Italian Neorealism virtually ended in 1952. Liberal and socialist parties were having a hard time presenting their message. Levels of income were gradually starting to rise and the first positive effects of the Ricostruzione period began to show. As a consequence, most Italians favored the optimism shown in many American movies of the time. The vision of the existing poverty and despair, presented by the neorealist films, was demoralizing a nation anxious for prosperity and change. The views of the postwar Italian government of the time were also far from positive, and the remark of Giulio Andreotti, who was then a vice-minister in the De Gasperi cabinet, about neorealist movies (dirty laundry that shouldn't be washed and hung to dry in the open) remains famous to this day.

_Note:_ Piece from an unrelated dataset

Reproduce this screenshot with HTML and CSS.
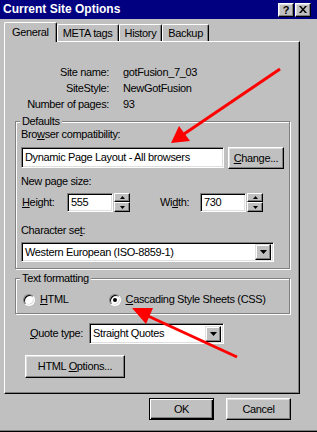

Italy's move from individual concern with Neorealism to the tragic failure of the human condition can be seen through Federico Fellini's films. His early works Il bidone and La Strada are transitional movies. The larger social concerns of humanity, treated by neorealists, gave way to the exploration of the individual. His needs, his alienation from society and his tragic failure to communicate became the main focal point in the Italian films to follow in the 1960s. Similarly, Antonioni's Red Desert and Blow-up take the neo-realist trappings and internalize them in the suffering and search for knowledge brought out by Italy's post-war economic and political climate.
Impact
The period between 1943 and 1950 in the history of Italian cinema is dominated by the impact of neorealism, which is properly defined as a moment or a trend in Italian film, rather than an actual school or group of theoretically motivated and like-minded directors and scriptwriters. Its impact nevertheless has been enormous, not only on Italian film but also on French New Wave cinema, the Polish Film School and ultimately on films all over the world.